Mr DAWKINS —What is it now? The Opposition really wants to create another New Zealand economy. It really wants to have people out of work, the economy on its knees and the people devastated. That is what it wants to achieve.

   As I said, we do not have to worry about models. We can see in the New Zealand laboratory what happens to inflation when this kind of tax is introduced. What happens, undeniably, incontestably, irrefutably, is that inflation goes up—in New Zealand's case by seven percentage points. The Opposition is trying to tell us that it will not happen here, because it has assumed it away. It has assumed it away because it has said that it will not get into wages.

  Dr Murphy, who of course has done a lot of the Opposition's work in this area, produced a paper on 24 February this year. He actually says that if it is impossible to keep this out of wages, there will be an increase in interest rates. He said there will be a tightening, as the Minister for Finance said. Bear in mind that about one page in Fightback! is about wages policy, so there is nothing on which to base the Opposition's heroic confidence in its claim that it can keep inflation out of wages. Of course, we cannot. Dr Murphy says that if we cannot keep it out of wages, monetary policy will be tightened and 90-day bill rates will go up by 2.3 per cent.
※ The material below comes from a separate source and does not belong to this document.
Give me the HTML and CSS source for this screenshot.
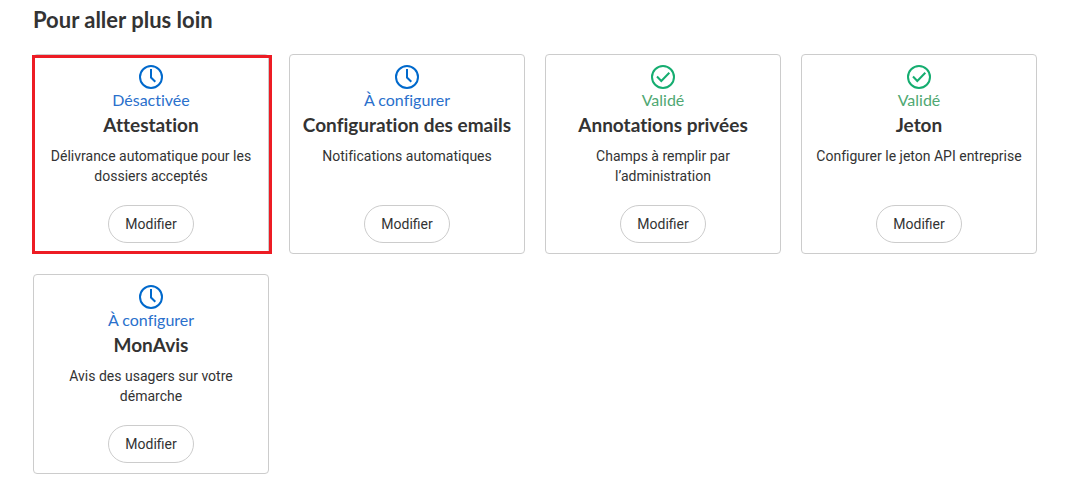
FILE: index.html
```html
<!DOCTYPE html>
<html lang="fr">
<head>
<meta charset="utf-8">
<title>Pour aller plus loin</title>
<link rel="stylesheet" href="styles.css">
</head>
<body>
<svg class="symbols" aria-hidden="true">
  <symbol id="clock" viewBox="0 0 26 26">
    <circle cx="13" cy="13" r="11"/><path d="M13 5V13.500L17.300 17.800"/>
  </symbol>
  <symbol id="check" viewBox="0 0 26 26">
    <circle cx="13" cy="13" r="11"/><path d="M7 12.500L11.300 17L19.300 8.700"/>
  </symbol>
</svg>
<main class="page">
  <h2 class="title">Pour aller plus loin</h2>
  <div class="grid">
    <article class="card highlighted">
      <svg class="icon clock" aria-hidden="true"><use href="#clock"/></svg>
      <p class="status pending">Désactivée</p>
      <h3 class="name">Attestation</h3>
      <p class="description">Délivrance automatique pour les dossiers acceptés</p>
      <button class="button" type="button">Modifier</button>
    </article>
    <article class="card">
      <svg class="icon clock" aria-hidden="true"><use href="#clock"/></svg>
      <p class="status pending">À configurer</p>
      <h3 class="name">Configuration des emails</h3>
      <p class="description">Notifications automatiques</p>
      <button class="button" type="button">Modifier</button>
    </article>
    <article class="card">
      <svg class="icon check" aria-hidden="true"><use href="#check"/></svg>
      <p class="status valid">Validé</p>
      <h3 class="name">Annotations privées</h3>
      <p class="description">Champs à remplir par l’administration</p>
      <button class="button" type="button">Modifier</button>
    </article>
    <article class="card">
      <svg class="icon check" aria-hidden="true"><use href="#check"/></svg>
      <p class="status valid">Validé</p>
      <h3 class="name">Jeton</h3>
      <p class="description">Configurer le jeton API entreprise</p>
      <button class="button" type="button">Modifier</button>
    </article>
    <article class="card">
      <svg class="icon clock" aria-hidden="true"><use href="#clock"/></svg>
      <p class="status pending">À configurer</p>
      <h3 class="name">MonAvis</h3>
      <p class="description">Avis des usagers sur votre démarche</p>
      <button class="button" type="button">Modifier</button>
    </article>
  </div>
</main>
</body>
</html>
```

FILE: styles.css
```css
* { box-sizing: border-box; }
body {
  margin: 0;
  background: #fff;
  color: #333;
  font-family: Lato, "Open Sans", sans-serif;
  font-variant-ligatures: none;
}
.symbols { position: absolute; width: 0; height: 0; }
.page { padding: 8px 48px 10px 33px; }
.title { margin: 0 0 22px; font-size: 22px; line-height: 24px; }
.grid {
  display: grid;
  grid-template-columns: repeat(4, 1fr);
  gap: 20px;
}
.card {
  position: relative;
  display: flex;
  flex-direction: column;
  align-items: center;
  min-height: 200px;
  padding: 9px 9px 10px;
  border: 1px solid #ccc;
  border-radius: 4px;
  text-align: center;
}
.highlighted::after {
  content: "";
  position: absolute;
  inset: 0 -4px -1px -2px;
  border: 3px solid #ed1c24;
  pointer-events: none;
}
.icon {
  width: 26px;
  height: 26px;
  fill: none;
  stroke: currentColor;
  stroke-width: 2;
}
.clock { color: #0069cc; }
.check { color: #15ad70; }
.status { margin: 0; font-size: 16px; line-height: 20px; }
.pending { color: #2a70cc; }
.valid { color: #4fa873; }
.name { margin: 0 0 6px; font-size: 19px; line-height: 30px; white-space: nowrap; }
.description { margin: 0 0 19px; font-family: Roboto, sans-serif; font-size: 14px; line-height: 20px; }
.button {
  margin-top: auto;
  height: 38px;
  padding: 0 16px;
  border: 1px solid #ccc;
  border-radius: 19px;
  background: #fff;
  color: #333;
  font: 14px/20px Roboto, sans-serif;
}
```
  That is the very point that the Minister for Finance was making in his press conference. As someone who has more experience in the wages policy area than probably anyone in this Parliament, he knows what the consequences for wages policy would be if anyone tried to impose this kind of increase on ordinary working men and women in Australia. He knows—and this is what he was saying—that inflation would go up; he knows that interest rates would have to go up in order to try to snuff the inflationary consequences out of the wage system and out of the price system.

   The Minister for Finance should be congratulated on actually revealing the consequences for Australian people whilst the Opposition is constantly telling a pack of lies about the consequences of its policy.
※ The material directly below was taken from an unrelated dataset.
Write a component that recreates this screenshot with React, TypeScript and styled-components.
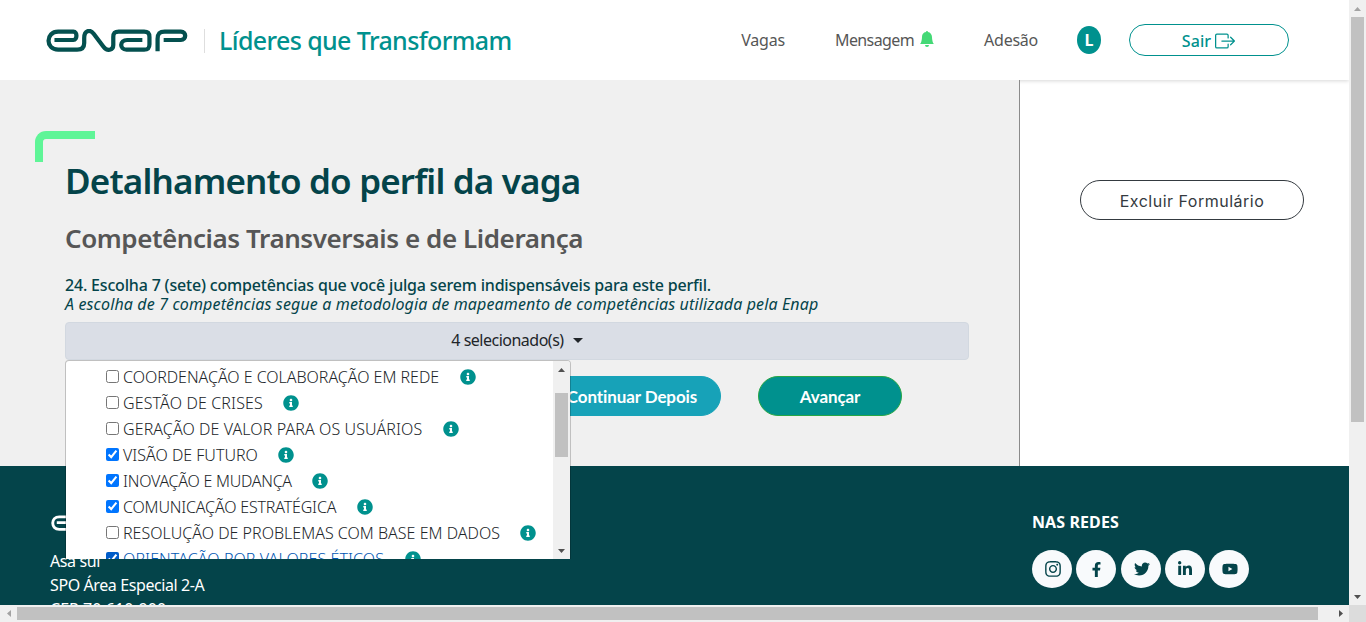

Mr Downer —Mr Deputy Speaker, I raise a point of order.


Mr DAWKINS —I withdraw.


Mr DEPUTY SPEAKER —The Treasurer has withdrawn.


Mr Downer —I think there is a bigger point. He has withdrawn that, but there have been a number of occasions on which I think his language has been pretty unfortunate. As general advice to the Treasurer, you should ask him to restrain himself.
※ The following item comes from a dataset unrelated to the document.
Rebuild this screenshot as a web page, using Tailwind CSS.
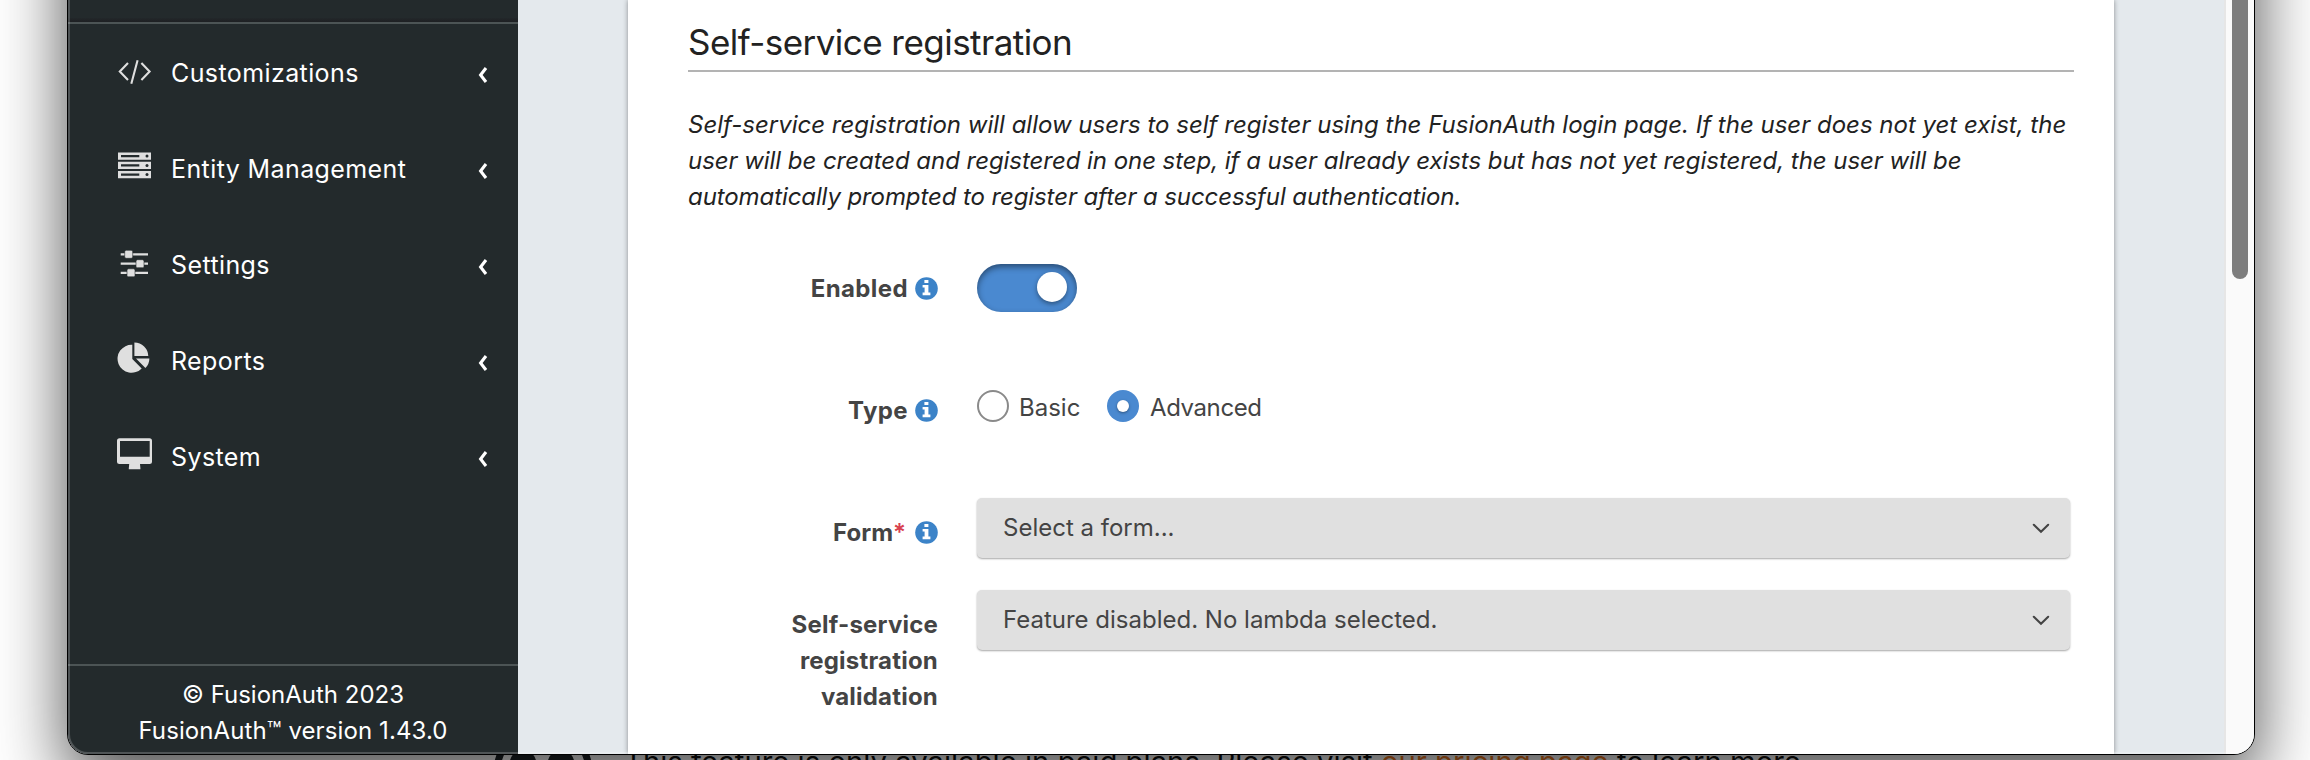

Mr DEPUTY SPEAKER —There is no point of order.


Mr DAWKINS —You can always tell when it hurts, Mr Deputy Speaker.

  Dr Woods interjecting—


Mr DAWKINS —The number of interjections and points of order is in direct proportion to the pain that has been inflicted upon these people opposite. They know that they have been caught out properly on this particular issue. The real point that the Opposition is trying to cover up today is that the Deputy Leader of the Opposition told the truth a few days ago. It is so startling and unusual for the Deputy Leader of the Opposition to actually tell the truth about monetary policy, that the Opposition has been engaged in this diversionary campaign—attack anyone in order to protect the Deputy Leader of the Opposition.

  The Deputy Leader of the Opposition conceded to Laura Tingle of the Australian when he thought he was off the record, but subsequently discovered that he was on the record—and theoretically, of course, it is true—that if we want to have inflation targeted between zero and 2 per cent and if we introduce a tax which has an inflationary consequence of 5 per cent, then of course we have to put up interest rates. That is what he said. His great problem was that Laura Tingle actually printed what he said. That, of course, is when he died. He died at that point because someone had actually reported him telling the truth—as unusual an event as that may be. He was actually caught out telling the truth.

  The Deputy Leader of the Opposition then went into this mad campaign of trying to deny it. He put out a press statement saying, `No, it's all wrong. I didn't say that at all'. Of course, Laura Tingle subsequently referred to her notes, which revealed that he had actually said it. Not content with denying something which was basically undeniable—because he actually said it; his only regret was that it was reported—he then decided to attack the Minister for Finance because the Minister for Finance revealed to Australians, who want to know about this program and who want to know about its consequences for them, what the effects would be.

  The Opposition has decided to engage in this diversionary campaign, this character assassination of anyone, in order to take the heat off the Deputy Leader of the Opposition. The Deputy Leader of the Opposition is the bovver boy of the Opposition. He is the one who comes in here and says anything, attacks anyone, and could not care about people's characters. If they cannot reply, it is all the better; if they are in the bureaucracy, even better, because he knows that they cannot reply and he knows that he can threaten them.


Mr Downer —Like Tony Cole.


Mr DEPUTY SPEAKER —I warn the honourable member for Mayo.


Mr DAWKINS —The undeniable point of all this is that the consequence of the Opposition's particular policies will hurt Australians in every conceivable way.

  Mr Downer interjecting


Mr DEPUTY SPEAKER —If the honourable member for Mayo continues, I will name him.


Mr DAWKINS —It will put up prices, which will affect household incomes; it will put up taxes for eight out of 10 Australians; it will hurt small businesses; it will hurt farmers; it will hurt practically every kind of Australian family in this country. As a bonus, it will lead to higher unemployment and it will lead to higher interest rates and, therefore, the devastation of Australian industry.

   The Opposition will not actually confront the reality of its own proposals. What we will see from it time and time again is this attempt to divert attention from it and its flyblown policies and to impugn the integrity of someone who everyone in this Parliament knows has the highest integrity. The Government has absolute confidence in the Minister, now and for the future.